10:22 p.m. Can George be a viable character? Can I find his shape under all that fluffy hair? Does a one-eyed dog bring too heavy a symbolism? Can I get his shape in movement? Are there too many dogs. Not enough dogs?
I went over to Wet Paint this afternoon and met the oddest person…potentially the oddest: Roz Stendahl (found out she's a graphic designer). She was over in a corner by the paper counter chatting with Tim who works there—I've seen him before. As near as I could make out they were talking about Anthony Mann Westerns. Who does that? She laughs quite a lot. She is rather enamoured of buddy films, which is where the conversation edged. They were also talking about the Kimberly 9xxB pencil. I didn't know about it. Tim had some lovely zoo drawings he'd done with it. Soft, textured tones, but not horribly smudgy. I bought a couple (tested them out sketch[ing] George.[)] A bit stiff and scratchy but it really keeps its point.
I bumped into her again near the Schmincke pan watercolors. Turns out she also likes Schmincke gouache—and dogs. We talked for a long while and since she wasn't totally irritating and because she had an interesting nose (large) I asked if I could paint her portrait. She said I could if I could also sketch her in my sketchbook (she assumed I kept one because I had a new one of these in my hands). She has some sort of project: Project Journal Infiltration. She wants people to sketch her from life in their journals.
Now she was sounding a bit like a nut job, so I started to back up and said I'd probably only do studies from photos in my sketchbook. But I need to take photos of her and have a sitting.
When she started asking me questions about my painting and art it turned out that she has read both books by Rayde and Seetre. I meet so few pepole who have done both.
Blue lettering: Swapping "I" for "me" does Oprah cringe when she sees it later?

Tuesday, April 5, 2011

First Page Spread in Roz's 2011 Fake Journal

Click on the image to view an enlargement.
REVISED POST: CLEARER IMAGE
Above is the first page spread from my 2011 Fake Journal.

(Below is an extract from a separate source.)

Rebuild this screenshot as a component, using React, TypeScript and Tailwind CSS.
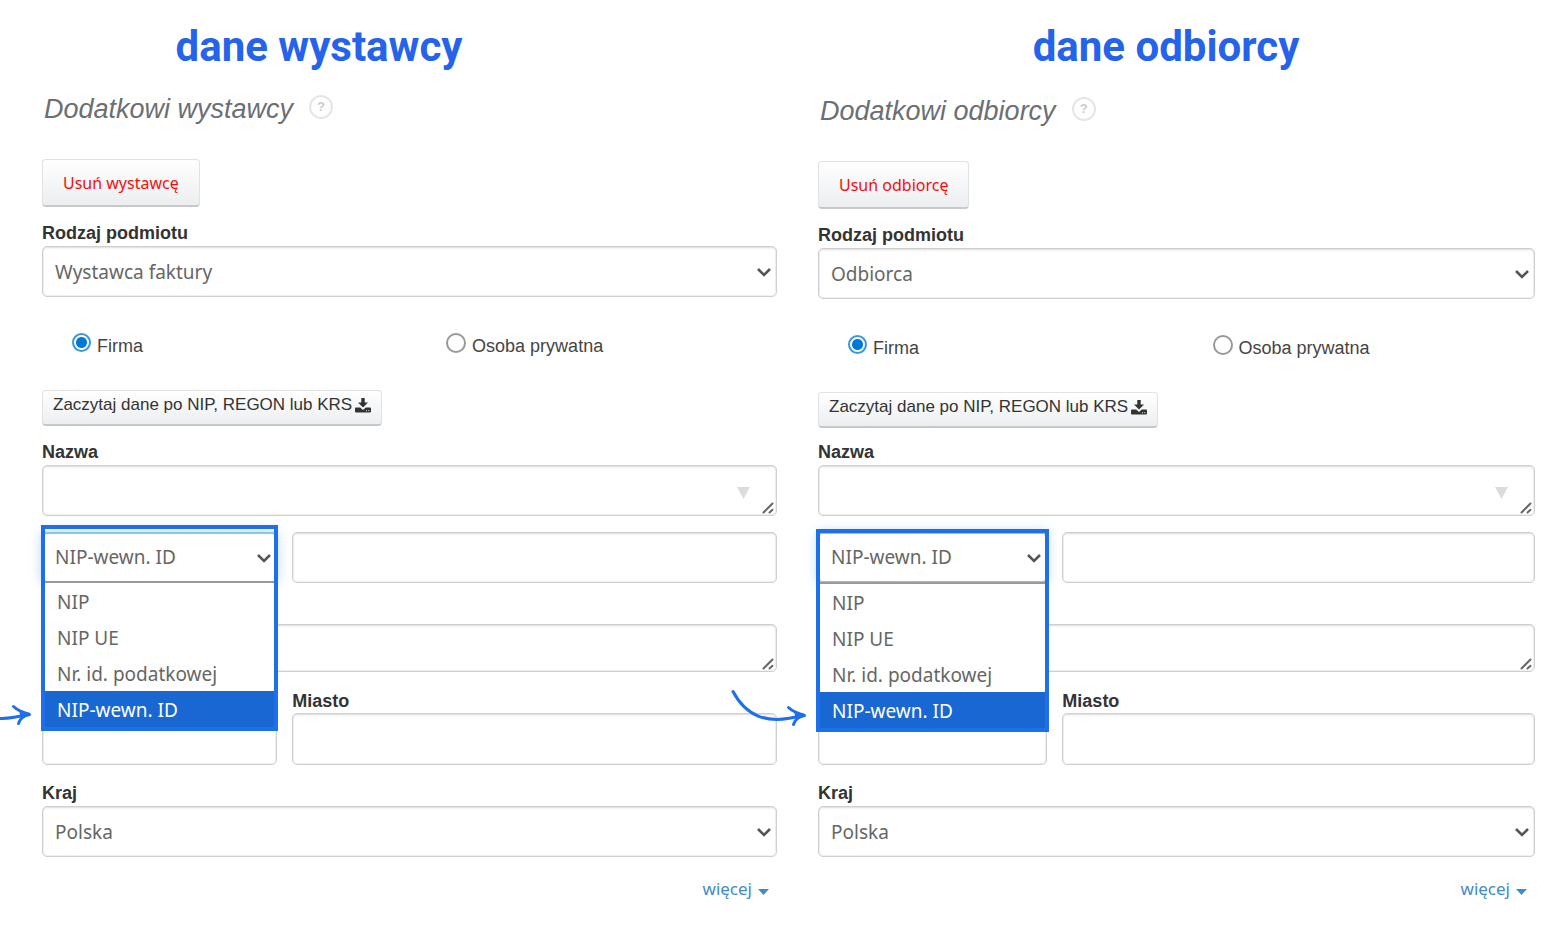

This is a REVISED VIEW because I found I was able to scan my journal after all (my scanner, it turns out, takes slightly larger than an 8.5 x 11 inch sheet and allows me a little bit of overlap to knit the two halves together.)

The journal I'm using is an 11.5 x 8.5 inch Moleskine Watercolor journal; they don't have perforated pages at this size.

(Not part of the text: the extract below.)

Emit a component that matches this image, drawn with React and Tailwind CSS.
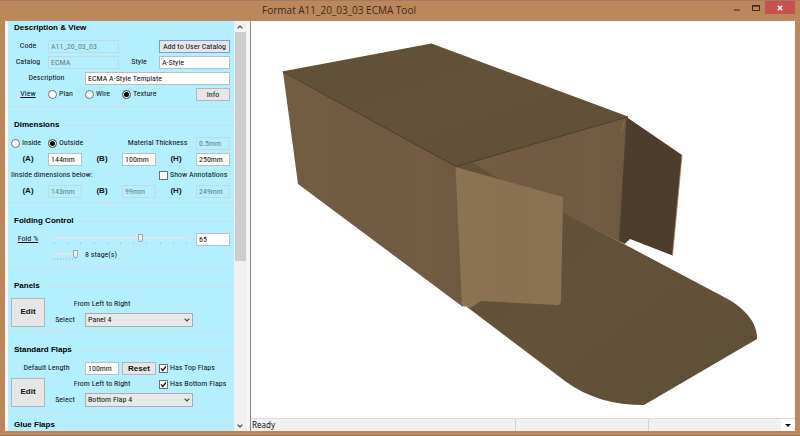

Part of the 2011 experience for my character is "no explanations" so that's all I'll write at this point. I will say that she was testing a pen which I will have something to say about on my regular blog later in April (need to do more tests). My character has abandoned the pen, and frankly I'm just about to do that myself, except there are more tests to be run. But now we're getting into explanations.

Oh, one thing, yes, the journal started on March 25, 2011.

Sunday, April 3, 2011

Reminder: Please Follow the Instructions for Entering the Prize Drawings

I'm really excited to see so many people are joining in to celebrate International Fake Journal Month this year.

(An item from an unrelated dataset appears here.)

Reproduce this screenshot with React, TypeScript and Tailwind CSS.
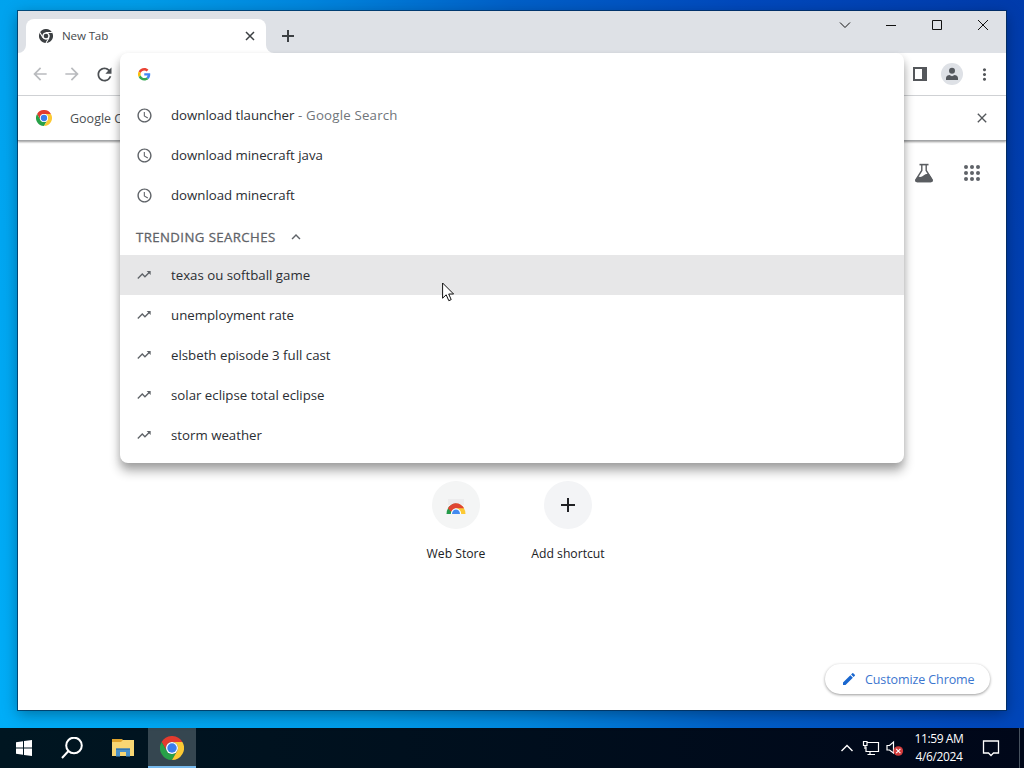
import React from "react";
import {
  MdAccessTime,
  MdAdd,
  MdArrowBack,
  MdArrowForward,
  MdClose,
  MdEdit,
  MdKeyboardArrowUp,
  MdMoreVert,
  MdRefresh,
  MdTrendingUp,
} from "react-icons/md";

const history = [
  { text: "download tlauncher", suffix: "Google Search" },
  { text: "download minecraft java" },
  { text: "download minecraft" },
];

const trending = [
  "texas ou softball game",
  "unemployment rate",
  "elsbeth episode 3 full cast",
  "solar eclipse total eclipse",
  "storm weather",
];

const suggestRow = "flex h-10 items-center pl-4 text-[13.25px] text-[#2b2e33]";

function ChromeLogo({ className, mono = false }: { className: string; mono?: boolean }) {
  const c = mono ? ["#3c4043", "#3c4043", "#3c4043", "#3c4043"] : ["#e33b2e", "#28a148", "#fcc934", "#3b7ded"];
  return (
    <svg viewBox="0 0 48 48" className={className}>
      <path d="M3.2 12A24 24 0 0 1 44.8 12H24A12 12 0 0 0 13.6 30Z" fill={c[0]} />
      <path d="M3.2 12A24 24 0 0 0 24 48L34.4 30A12 12 0 0 1 13.6 30Z" fill={c[1]} />
      <path d="M44.8 12A24 24 0 0 1 24 48L34.4 30A12 12 0 0 0 24 12Z" fill={c[2]} />
      {mono && (
        <path d="M24 12H45M13.6 30L3.2 12M34.4 30L24 48" stroke="#fff" strokeWidth="3.5" fill="none" />
      )}
      <circle cx="24" cy="24" r="12" fill="#fff" />
      <circle cx="24" cy="24" r={mono ? 8 : 9.5} fill={c[3]} />
    </svg>
  );
}

function GoogleG() {
  return (
    <svg viewBox="0 0 48 48" className="size-[12.5px]">
      <path fill="#EA4335" d="M24 9.5c3.54 0 6.71 1.22 9.21 3.6l6.85-6.85C35.9 2.38 30.47 0 24 0 14.62 0 6.51 5.38 2.56 13.22l7.98 6.19C12.43 13.72 17.74 9.5 24 9.5z" />
      <path fill="#4285F4" d="M46.98 24.55c0-1.57-.15-3.09-.38-4.55H24v9.02h12.94c-.58 2.96-2.26 5.48-4.78 7.18l7.73 6c4.51-4.18 7.09-10.36 7.09-17.65z" />
      <path fill="#FBBC05" d="M10.53 28.59c-.48-1.45-.76-2.99-.76-4.59s.27-3.14.76-4.59l-7.98-6.19C.92 16.46 0 20.12 0 24s.92 7.54 2.56 10.78z" />
      <path fill="#34A853" d="M24 48c6.48 0 11.93-2.13 15.89-5.81l-7.73-6c-2.15 1.45-4.92 2.3-8.16 2.3-6.26 0-11.57-4.22-13.47-9.91l-7.98 6.19C6.51 42.62 14.62 48 24 48z" />
    </svg>
  );
}

function TabStrip() {
  return (
    <div className="flex h-[42px] bg-[#dee1e6]">
      <div className="flex w-2 items-end">
        <svg viewBox="0 0 8 8" className="size-2">
          <path d="M8 0V8H0A8 8 0 0 0 8 0Z" fill="#fff" />
        </svg>
      </div>
      <div className="mt-2 flex w-60 items-center rounded-t-lg bg-white pl-[13px] pr-[10px]">
        <ChromeLogo mono className="size-[14px]" />
        <span className="ml-[9px] flex-1 pb-px text-[11.6px] tracking-[-0.15px] text-[#45494d]">New Tab</span>
        <svg viewBox="0 0 12 12" className="size-3">
          <path d="M2 2L10 10M10 2L2 10" stroke="#3c4043" strokeWidth="1.5" />
        </svg>
      </div>
      <div className="flex w-2 items-end">
        <svg viewBox="0 0 8 8" className="size-2">
          <path d="M0 0V8H8A8 8 0 0 1 0 0Z" fill="#fff" />
        </svg>
      </div>
      <div className="mt-[18px] ml-[7px] flex-1">
        <svg viewBox="0 0 14 14" className="size-[14px]">
          <path d="M7 1V13M1 7H13" stroke="#3c4043" strokeWidth="2" />
        </svg>
      </div>
      <div className="flex h-7 items-center">
        {["M3 5.5L8 10.5L13 5.5", "M3 8.5H13", "M3.5 3.5H12.5V12.5H3.5Z", "M3 3L13 13M13 3L3 13"].map((d) => (
          <div key={d} className="flex w-[46px] justify-center">
            <svg viewBox="0 0 16 16" className="size-4">
              <path d={d} fill="none" stroke="#111" strokeWidth="1" />
            </svg>
          </div>
        ))}
      </div>
    </div>
  );
}

function Toolbar() {
  return (
    <div className="flex h-[43px] items-center border-b border-[#d5d7da] bg-white">
      <div className="flex items-center gap-3 pl-3">
        <MdArrowBack className="size-5 text-[#b9bbbe]" />
        <MdArrowForward className="size-5 text-[#b9bbbe]" />
        <MdRefresh className="size-[21px] text-[#4c5054]" />
      </div>
      <div className="ml-auto flex items-center pr-3">
        <svg viewBox="0 0 14 14" className="size-[14px]">
          <path d="M1 1H13V13H1Z" fill="none" stroke="#54575b" strokeWidth="2" />
          <path d="M9 1H13V13H9Z" fill="#54575b" />
        </svg>
        <div className="ml-[14px] flex size-[22px] items-center justify-center rounded-full bg-[#dee1e6]">
          <svg viewBox="0 0 14 14" className="size-[14px]">
            <circle cx="7" cy="3.7" r="3" fill="#54585d" />
            <path d="M1 13V11C1 9 3 8 4.5 8L7 9.3L9.5 8C11 8 13 9 13 11V13Z" fill="#54585d" />
          </svg>
        </div>
        <MdMoreVert className="ml-3 size-[19px] text-[#54575b]" />
      </div>
    </div>
  );
}

function InfoBar() {
  return (
    <div className="relative flex h-[45px] items-center border-b border-[#a3a5a7] bg-white pr-4 pl-[18px] shadow-[0_1px_2px_rgba(0,0,0,0.4)]">
      <ChromeLogo className="size-4" />
      <span className="ml-[18px] flex-1 pt-0.5 text-[12.5px] text-[#4c5054]">Google C</span>
      <MdClose className="size-4 text-[#54575b]" />
    </div>
  );
}

function SuggestPopup() {
  return (
    <div className="absolute top-[42px] left-[102px] h-[410px] w-[784px] rounded-lg bg-white shadow-[0_8px_11px_rgba(0,0,0,0.32),0_3px_7px_rgba(0,0,0,0.1)]">
      <div className="h-[42px] pt-[15px] pl-[18px]">
        <GoogleG />
      </div>
      {history.map((item) => (
        <div key={item.text} className={suggestRow}>
          <MdAccessTime className="size-[17px] text-[#5f6368]" />
          <span className="ml-[18px] pt-0.5 tracking-[-0.02px]">{item.text}</span>
          {item.suffix && (
            <span className="pt-0.5 tracking-[0.2px] whitespace-pre text-[#70757a]">{` - ${item.suffix}`}</span>
          )}
        </div>
      ))}
      <div className="flex h-10 items-center pt-1 pl-4 text-[#5f6368]">
        <span className="pt-px text-[13.2px] font-medium tracking-[0.42px] [-webkit-text-stroke:0.3px_#5f6368]">
          TRENDING SEARCHES
        </span>
        <MdKeyboardArrowUp className="ml-[11px] size-[18px]" />
      </div>
      {trending.map((text, i) => (
        <div key={text} className={`${suggestRow} ${i === 0 ? "bg-[#e7e7e8]" : ""}`}>
          <MdTrendingUp className="size-4 text-[#5f6368]" />
          <span className="ml-[19px] pt-0.5">{text}</span>
        </div>
      ))}
    </div>
  );
}

function NewTabPage() {
  return (
    <div className="flex flex-1 flex-col">
      <div className="flex justify-end gap-[29px] pt-[22px] pr-[25px]">
        <svg viewBox="0 0 20 20" className="size-5">
          <path d="M5.5 1.6H14.5" stroke="#5a5d61" strokeWidth="1.6" />
          <path d="M7.8 2V7.5L2 16.5Q1.2 18.5 3.2 18.5H16.8Q18.8 18.5 18 16.5L12.2 7.5V2" fill="none" stroke="#5a5d61" strokeWidth="1.4" />
          <path d="M4 13.5Q7.5 14.6 9.5 12.5T14.8 10.8L18.5 16.6Q19.2 19.2 16.8 19.2H3.2Q0.8 19.2 1.5 16.6Z" fill="#5a5d61" />
        </svg>
        <svg viewBox="0 0 18 18" className="mt-px size-[18px]" fill="#5f6368">
          {[3, 9, 15].map((y) => [3, 9, 15].map((x) => <circle key={`${x}${y}`} cx={x} cy={y} r="2" />))}
        </svg>
      </div>
      <div className="mt-[298px] flex justify-center text-[12.2px] text-[#202124]">
        <div className="flex w-28 flex-col items-center">
          <div className="flex size-12 items-center justify-center rounded-full bg-[#f4f5f5]">
            <svg viewBox="0 0 20 20" className="size-5">
              <path d="M2 4H18V10H2Z" fill="#ececed" />
              <path d="M0.5 19A9.5 10.5 0 0 1 10 8.5L7 19Z" fill="#249b49" />
              <path d="M19.5 19A9.5 10.5 0 0 0 10 8.5V19Z" fill="#fcc934" />
              <path d="M1.9 13.3A9.5 10.5 0 0 1 18.1 13.3H10L5.2 17Z" fill="#df4532" />
              <path d="M4.8 19A5.2 5.7 0 0 1 15.2 19Z" fill="#fff" />
              <path d="M6 19A4 4.5 0 0 1 14 19Z" fill="#438af0" />
            </svg>
          </div>
          <span className="mt-4">Web Store</span>
        </div>
        <div className="flex w-28 flex-col items-center">
          <div className="flex size-12 items-center justify-center rounded-full bg-[#f3f4f6]">
            <MdAdd className="size-6 text-[#202124]" />
          </div>
          <span className="mt-4">Add shortcut</span>
        </div>
      </div>
      <div className="mt-auto mr-4 mb-4 flex h-[30px] w-[165px] items-center self-end rounded-full bg-white pl-4 text-[#3c76cf] shadow-[0_1px_3px_rgba(0,0,0,0.4)]">
        <MdEdit className="size-4 text-[#1a67cf]" />
        <span className="ml-2 pt-[3px] text-[12.5px] tracking-[-0.1px] whitespace-nowrap">Customize Chrome</span>
      </div>
    </div>
  );
}

function Taskbar() {
  return (
    <div className="flex h-10 items-center bg-gradient-to-r from-[#001621] to-[#000719] text-white">
      <div className="flex w-12 justify-center">
        <svg viewBox="0 0 16 16" className="size-4" fill="#fff">
          <path d="M0 2.2L7 1.2V7.5H0ZM8 1L16 0V7.5H8ZM0 8.5H7V14.8L0 13.8ZM8 8.5H16V16L8 15Z" />
        </svg>
      </div>
      <div className="flex w-12 justify-center">
        <svg viewBox="0 0 22 22" className="size-[22px]" fill="none" stroke="#fff" strokeWidth="2">
          <circle cx="13" cy="8.5" r="7.8" />
          <path d="M7.5 14L1 21" />
        </svg>
      </div>
      <div className="flex w-[52px] justify-center pl-px">
        <svg viewBox="0 0 22 18" className="size-[22px]">
          <path d="M0 0H9L11 1H22V17H0Z" fill="#f8d673" />
          <path d="M0 0H9L11 1L9 3H0Z" fill="#dfa32c" />
          <path d="M4 17.5V9.5H18V17.5H14V13H8V17.5Z" fill="#4a91c9" />
          <path d="M4 9.5H18V11H4Z" fill="#3577af" />
        </svg>
      </div>
      <div className="flex h-10 w-12 items-center justify-center border-b-2 border-[#76b9ed] bg-[#354650] pt-0.5">
        <ChromeLogo className="size-6" />
      </div>
      <div className="ml-auto flex h-10 items-center">
        <svg viewBox="0 0 14 14" className="size-[14px]" fill="none" stroke="#fff" strokeWidth="1.4">
          <path d="M1.5 10L7 4.5L12.5 10" />
        </svg>
        <svg viewBox="0 0 18 16" className="ml-2 h-4 w-[18px]" fill="none" stroke="#fff" strokeWidth="1.2">
          <path d="M5 2.5H16.5V11.5H4V6.5M8 11.5V14.5M5.5 14.5H13" />
          <path d="M1.5 1.5H5V5.5H1.5ZM3 5.5V9" />
        </svg>
        <svg viewBox="0 0 18 18" className="ml-1.5 size-[18px]">
          <path d="M1 6.5H3.5L7.5 3V14L3.5 11H1Z" fill="none" stroke="#fff" strokeWidth="1.2" />
          <circle cx="12.3" cy="12" r="4.8" fill="#d23c3c" />
          <path d="M10.2 9.9L14.4 14.1M14.4 9.9L10.2 14.1" stroke="#fff" strokeWidth="1.1" />
        </svg>
        <div className="ml-1 flex w-[62px] flex-col items-center text-[12px] leading-[18px] tracking-[-0.4px] whitespace-nowrap">
          <span>11:59 AM</span>
          <span>4/6/2024</span>
        </div>
        <svg viewBox="0 0 18 18" className="ml-[12px] size-[18px]" fill="none" stroke="#fff" strokeWidth="1.3">
          <path d="M1.5 2H16.5V14H11.5L9 16.5L6.5 14H1.5Z" />
        </svg>
        <div className="ml-[19px] h-10 w-[5px] border-l border-[#47525f]" />
      </div>
    </div>
  );
}

export default function App() {
  return (
    <div className="relative flex h-[768px] w-[1024px] flex-col overflow-hidden bg-[linear-gradient(73deg,#00aef8_0%,#009ce8_30%,#0086de_43%,#0060c8_59%,#0049bd_77%,#003bab_100%)] font-['Open_Sans','Noto_Sans',sans-serif]">
      <div className="h-[728px] pt-[11px] pl-[18px]">
        <div className="relative flex h-[699px] w-[988px] flex-col bg-white shadow-[0_0_0_1px_rgba(0,40,80,0.7),0_4px_14px_rgba(0,0,0,0.35)]">
          <TabStrip />
          <Toolbar />
          <InfoBar />
          <NewTabPage />
          <SuggestPopup />
        </div>
      </div>
      <Taskbar />
      <svg viewBox="0 0 13 20" className="absolute top-[282px] left-[442px] h-5 w-[13px]">
        <path d="M0.6 1V16.2L4.2 12.8L6.8 18.7L9.2 17.6L6.7 12H11.6Z" fill="#fff" stroke="#111" strokeWidth="1" />
      </svg>
    </div>
  );
}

Many people are writing messages to the blog saying that they are joining in, and that's great to hear, and a great way to share what you are going to be working on.

Please note, however, that to enter the drawings for prizes you need to follow the instructions for submitting an entry to me off-blog, as indicated in one of the contest sections.

There are 3 contests and they are listed with links in the right column of this blog under 2011 Contests, as well as repeated here for your ease:

1. Post your own images or send me jpgs to post (if you don't have a blog or Flickr account).

2. Promote the contest by button a linked button on your blog.

3. Do a Project Journal Infiltration within IFJM (more on this later)

If you have written to the blog, but want to enter a drawing, please be sure that you take a moment to follow the instructions for entering the drawings so your entry ends up in the right folder.  Thanks!

Friday, April 1, 2011

Welcome to International Fake Journal Month 2011!

Today is the first day of International Fake Journal Month 2011. Time to explore your character's life and journaling practices.

Several folks, including me, started in March—some started out of sheer excitement to get going, I had to start in March so that my character could actually meet some people she needed to meet before April. More about this later.

Great news from Anne M. Bray—Spygirl is back this year!

I'll post a list of links and participants at the end of each week, but I thought it would be good to start you off with work from a past participant.

And finally one more tip:

I know I've said it before, but for some reason I didn't listen to myself—choose your book size so that it is easy for you to post your images! I elected to go with the Moleskine Watercolor Journal that is 11.5 x 8.5 inches (no perforated pages in this size!). Well it doesn't fit on my scanner! I would have to make a couple scans and splice them for each spread. Even if I only wanted to scan a page I'd have to make two passes to get it all. That extra half inch! So there is much gnashing of teeth in the Huron Blvd. studio! (OK, not that much gnashing, I'm not blind and I did realize this problem going in, but I needed a large commercially bound book and ignored my own advice.)

On the bright side, I'm five page spreads in and already have learned something key about myself (more about this later too), so I will not complain more about this. I am spending my energies working out what would be the best way to show the pages. If I photograph an open book I'll need to get the lights out each time, and it's already too cluttered around here, and so it goes. I'll work this out and put something up on Monday.

In the meantime…
Everyone get busy with your fake journal. Have fun, enjoy your materials, enjoy your process. Let me know how it goes. Don't forget, in medias res. (Now that really is the final tip for today.)